> **Requirement**: Each line that includes the string "page" counts once; give the total and nothing else.

> **Data**:

============

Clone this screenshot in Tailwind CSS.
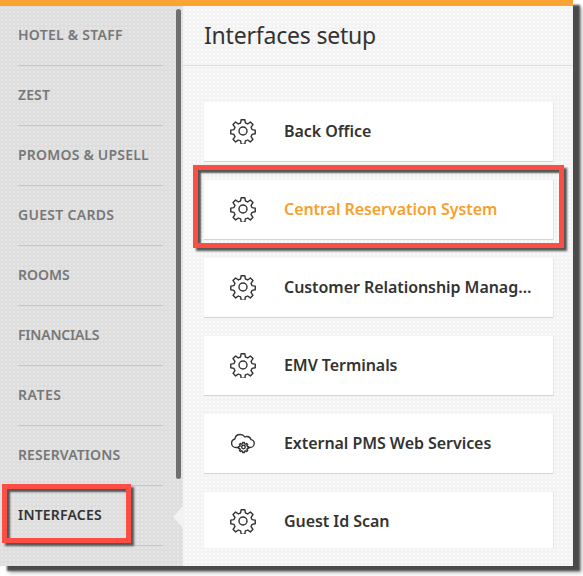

============

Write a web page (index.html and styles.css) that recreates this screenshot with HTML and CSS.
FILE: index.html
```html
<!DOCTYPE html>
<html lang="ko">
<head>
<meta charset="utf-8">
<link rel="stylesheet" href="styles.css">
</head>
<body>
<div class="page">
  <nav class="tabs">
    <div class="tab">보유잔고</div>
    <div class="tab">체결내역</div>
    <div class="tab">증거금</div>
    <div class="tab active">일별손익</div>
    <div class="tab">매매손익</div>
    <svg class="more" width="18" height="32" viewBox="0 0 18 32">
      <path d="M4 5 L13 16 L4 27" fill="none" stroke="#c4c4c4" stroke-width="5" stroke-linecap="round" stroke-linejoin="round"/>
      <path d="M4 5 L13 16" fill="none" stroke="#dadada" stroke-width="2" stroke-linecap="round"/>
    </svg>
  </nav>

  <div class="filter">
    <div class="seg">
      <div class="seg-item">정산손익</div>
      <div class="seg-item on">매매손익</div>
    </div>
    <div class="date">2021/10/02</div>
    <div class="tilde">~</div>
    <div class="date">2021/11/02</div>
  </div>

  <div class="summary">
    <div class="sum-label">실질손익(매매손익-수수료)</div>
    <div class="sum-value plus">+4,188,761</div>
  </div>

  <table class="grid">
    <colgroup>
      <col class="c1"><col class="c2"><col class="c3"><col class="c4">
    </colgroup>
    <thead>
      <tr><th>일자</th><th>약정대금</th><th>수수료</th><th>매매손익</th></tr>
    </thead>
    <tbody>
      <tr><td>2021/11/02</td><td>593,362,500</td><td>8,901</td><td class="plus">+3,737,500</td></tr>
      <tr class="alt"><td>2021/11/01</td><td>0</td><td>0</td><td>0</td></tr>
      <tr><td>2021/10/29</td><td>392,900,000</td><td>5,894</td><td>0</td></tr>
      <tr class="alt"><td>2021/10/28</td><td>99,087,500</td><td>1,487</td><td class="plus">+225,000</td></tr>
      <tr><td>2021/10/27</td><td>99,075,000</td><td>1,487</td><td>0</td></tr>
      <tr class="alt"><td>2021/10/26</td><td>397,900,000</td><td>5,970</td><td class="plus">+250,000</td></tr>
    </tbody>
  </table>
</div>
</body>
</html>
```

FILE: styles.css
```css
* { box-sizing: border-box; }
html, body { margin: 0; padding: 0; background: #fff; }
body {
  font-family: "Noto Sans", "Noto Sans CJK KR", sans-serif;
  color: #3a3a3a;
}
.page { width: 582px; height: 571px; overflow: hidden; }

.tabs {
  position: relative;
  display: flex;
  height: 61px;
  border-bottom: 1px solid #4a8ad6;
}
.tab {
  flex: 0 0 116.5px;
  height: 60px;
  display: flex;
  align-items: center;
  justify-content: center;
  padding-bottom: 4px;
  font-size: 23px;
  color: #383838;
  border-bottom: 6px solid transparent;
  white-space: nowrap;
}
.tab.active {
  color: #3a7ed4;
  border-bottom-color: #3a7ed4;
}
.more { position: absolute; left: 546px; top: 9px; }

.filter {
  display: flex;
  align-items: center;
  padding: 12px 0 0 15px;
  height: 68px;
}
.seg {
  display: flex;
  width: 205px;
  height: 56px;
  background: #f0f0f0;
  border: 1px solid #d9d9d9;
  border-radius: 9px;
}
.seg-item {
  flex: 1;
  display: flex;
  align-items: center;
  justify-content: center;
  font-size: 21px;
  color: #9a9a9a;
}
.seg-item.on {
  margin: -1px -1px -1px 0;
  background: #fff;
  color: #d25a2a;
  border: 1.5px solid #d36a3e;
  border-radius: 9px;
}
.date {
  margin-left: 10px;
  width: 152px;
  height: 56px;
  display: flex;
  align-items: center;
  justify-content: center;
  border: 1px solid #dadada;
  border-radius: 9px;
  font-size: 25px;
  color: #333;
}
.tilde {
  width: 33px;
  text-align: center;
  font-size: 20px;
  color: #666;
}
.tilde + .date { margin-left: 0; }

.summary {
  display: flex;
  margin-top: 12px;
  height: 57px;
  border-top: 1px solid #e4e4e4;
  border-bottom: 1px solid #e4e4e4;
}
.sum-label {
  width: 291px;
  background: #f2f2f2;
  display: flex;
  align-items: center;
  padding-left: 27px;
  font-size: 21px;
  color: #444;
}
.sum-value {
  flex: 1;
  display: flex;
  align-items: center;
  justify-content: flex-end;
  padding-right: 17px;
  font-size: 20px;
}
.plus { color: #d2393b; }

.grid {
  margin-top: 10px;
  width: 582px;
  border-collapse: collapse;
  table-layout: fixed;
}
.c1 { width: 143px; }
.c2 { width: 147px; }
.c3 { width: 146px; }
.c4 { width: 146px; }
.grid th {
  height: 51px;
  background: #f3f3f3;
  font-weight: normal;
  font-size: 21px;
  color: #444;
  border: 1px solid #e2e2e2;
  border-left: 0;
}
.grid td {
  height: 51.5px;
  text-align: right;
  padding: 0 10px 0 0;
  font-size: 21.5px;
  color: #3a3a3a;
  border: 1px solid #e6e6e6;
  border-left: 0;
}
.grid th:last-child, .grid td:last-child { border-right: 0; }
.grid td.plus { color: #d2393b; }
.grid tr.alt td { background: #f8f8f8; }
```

============

> **Complete output**: 3